> _GIVEN MATERIAL_

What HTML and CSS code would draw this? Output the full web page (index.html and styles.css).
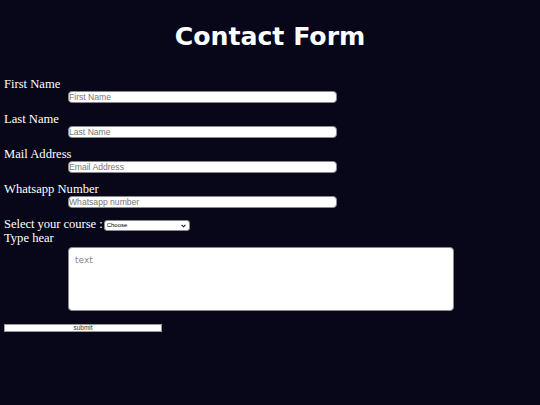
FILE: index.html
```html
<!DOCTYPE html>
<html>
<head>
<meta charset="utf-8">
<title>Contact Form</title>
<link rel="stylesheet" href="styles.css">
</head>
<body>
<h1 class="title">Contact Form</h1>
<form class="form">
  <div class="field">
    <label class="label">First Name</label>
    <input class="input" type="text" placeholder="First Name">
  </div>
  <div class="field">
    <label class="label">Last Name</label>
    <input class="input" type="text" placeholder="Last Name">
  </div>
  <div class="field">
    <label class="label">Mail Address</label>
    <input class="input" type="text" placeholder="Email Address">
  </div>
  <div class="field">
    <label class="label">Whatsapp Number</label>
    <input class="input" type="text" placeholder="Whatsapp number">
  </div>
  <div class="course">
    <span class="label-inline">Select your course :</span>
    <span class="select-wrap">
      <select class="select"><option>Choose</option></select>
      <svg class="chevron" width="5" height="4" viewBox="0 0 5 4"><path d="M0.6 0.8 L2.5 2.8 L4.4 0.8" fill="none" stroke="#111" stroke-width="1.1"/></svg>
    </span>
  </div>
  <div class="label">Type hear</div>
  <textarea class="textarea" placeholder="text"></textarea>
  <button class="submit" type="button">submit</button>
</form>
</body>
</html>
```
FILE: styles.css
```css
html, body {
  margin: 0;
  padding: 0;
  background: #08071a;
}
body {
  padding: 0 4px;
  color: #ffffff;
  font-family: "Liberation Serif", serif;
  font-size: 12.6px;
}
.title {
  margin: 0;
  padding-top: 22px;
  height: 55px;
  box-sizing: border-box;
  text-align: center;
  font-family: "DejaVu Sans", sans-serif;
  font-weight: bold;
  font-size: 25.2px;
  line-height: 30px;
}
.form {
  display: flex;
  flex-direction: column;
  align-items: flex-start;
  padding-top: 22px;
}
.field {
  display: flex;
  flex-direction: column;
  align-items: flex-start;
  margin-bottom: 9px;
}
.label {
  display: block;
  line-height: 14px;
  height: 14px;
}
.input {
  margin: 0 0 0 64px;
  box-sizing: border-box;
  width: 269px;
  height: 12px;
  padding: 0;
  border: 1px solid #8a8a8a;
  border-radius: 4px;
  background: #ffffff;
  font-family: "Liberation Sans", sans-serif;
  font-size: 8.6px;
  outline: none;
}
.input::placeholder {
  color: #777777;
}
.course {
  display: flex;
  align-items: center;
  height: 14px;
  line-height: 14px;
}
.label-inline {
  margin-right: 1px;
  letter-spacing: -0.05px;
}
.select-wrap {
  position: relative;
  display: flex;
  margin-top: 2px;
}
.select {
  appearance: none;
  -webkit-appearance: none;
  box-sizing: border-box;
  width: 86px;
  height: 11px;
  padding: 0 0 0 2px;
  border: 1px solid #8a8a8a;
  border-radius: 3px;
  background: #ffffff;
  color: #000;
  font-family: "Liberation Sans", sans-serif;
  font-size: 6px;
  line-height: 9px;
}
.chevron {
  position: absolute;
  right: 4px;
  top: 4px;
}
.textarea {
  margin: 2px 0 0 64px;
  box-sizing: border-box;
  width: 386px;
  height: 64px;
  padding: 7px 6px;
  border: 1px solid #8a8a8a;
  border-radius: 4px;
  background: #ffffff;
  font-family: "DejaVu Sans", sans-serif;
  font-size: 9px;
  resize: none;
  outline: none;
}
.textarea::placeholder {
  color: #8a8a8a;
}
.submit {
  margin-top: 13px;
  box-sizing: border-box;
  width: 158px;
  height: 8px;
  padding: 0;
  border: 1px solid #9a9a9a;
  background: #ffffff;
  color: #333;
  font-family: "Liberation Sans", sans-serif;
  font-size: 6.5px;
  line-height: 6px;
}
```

> _WHAT YOU ARE ASKED TO DO_
Copy the listing word for word, excluding its pictures.

> _RESULT OF THIS TASK_
What HTML and CSS code would draw this? Output the full web page (index.html and styles.css).
FILE: index.html
```html
<!DOCTYPE html>
<html>
<head>
<meta charset="utf-8">
<title>Contact Form</title>
<link rel="stylesheet" href="styles.css">
</head>
<body>
<h1 class="title">Contact Form</h1>
<form class="form">
  <div class="field">
    <label class="label">First Name</label>
    <input class="input" type="text" placeholder="First Name">
  </div>
  <div class="field">
    <label class="label">Last Name</label>
    <input class="input" type="text" placeholder="Last Name">
  </div>
  <div class="field">
    <label class="label">Mail Address</label>
    <input class="input" type="text" placeholder="Email Address">
  </div>
  <div class="field">
    <label class="label">Whatsapp Number</label>
    <input class="input" type="text" placeholder="Whatsapp number">
  </div>
  <div class="course">
    <span class="label-inline">Select your course :</span>
    <span class="select-wrap">
      <select class="select"><option>Choose</option></select>
      <svg class="chevron" width="5" height="4" viewBox="0 0 5 4"><path d="M0.6 0.8 L2.5 2.8 L4.4 0.8" fill="none" stroke="#111" stroke-width="1.1"/></svg>
    </span>
  </div>
  <div class="label">Type hear</div>
  <textarea class="textarea" placeholder="text"></textarea>
  <button class="submit" type="button">submit</button>
</form>
</body>
</html>
```
FILE: styles.css
```css
html, body {
  margin: 0;
  padding: 0;
  background: #08071a;
}
body {
  padding: 0 4px;
  color: #ffffff;
  font-family: "Liberation Serif", serif;
  font-size: 12.6px;
}
.title {
  margin: 0;
  padding-top: 22px;
  height: 55px;
  box-sizing: border-box;
  text-align: center;
  font-family: "DejaVu Sans", sans-serif;
  font-weight: bold;
  font-size: 25.2px;
  line-height: 30px;
}
.form {
  display: flex;
  flex-direction: column;
  align-items: flex-start;
  padding-top: 22px;
}
.field {
  display: flex;
  flex-direction: column;
  align-items: flex-start;
  margin-bottom: 9px;
}
.label {
  display: block;
  line-height: 14px;
  height: 14px;
}
.input {
  margin: 0 0 0 64px;
  box-sizing: border-box;
  width: 269px;
  height: 12px;
  padding: 0;
  border: 1px solid #8a8a8a;
  border-radius: 4px;
  background: #ffffff;
  font-family: "Liberation Sans", sans-serif;
  font-size: 8.6px;
  outline: none;
}
.input::placeholder {
  color: #777777;
}
.course {
  display: flex;
  align-items: center;
  height: 14px;
  line-height: 14px;
}
.label-inline {
  margin-right: 1px;
  letter-spacing: -0.05px;
}
.select-wrap {
  position: relative;
  display: flex;
  margin-top: 2px;
}
.select {
  appearance: none;
  -webkit-appearance: none;
  box-sizing: border-box;
  width: 86px;
  height: 11px;
  padding: 0 0 0 2px;
  border: 1px solid #8a8a8a;
  border-radius: 3px;
  background: #ffffff;
  color: #000;
  font-family: "Liberation Sans", sans-serif;
  font-size: 6px;
  line-height: 9px;
}
.chevron {
  position: absolute;
  right: 4px;
  top: 4px;
}
.textarea {
  margin: 2px 0 0 64px;
  box-sizing: border-box;
  width: 386px;
  height: 64px;
  padding: 7px 6px;
  border: 1px solid #8a8a8a;
  border-radius: 4px;
  background: #ffffff;
  font-family: "DejaVu Sans", sans-serif;
  font-size: 9px;
  resize: none;
  outline: none;
}
.textarea::placeholder {
  color: #8a8a8a;
}
.submit {
  margin-top: 13px;
  box-sizing: border-box;
  width: 158px;
  height: 8px;
  padding: 0;
  border: 1px solid #9a9a9a;
  background: #ffffff;
  color: #333;
  font-family: "Liberation Sans", sans-serif;
  font-size: 6.5px;
  line-height: 6px;
}
```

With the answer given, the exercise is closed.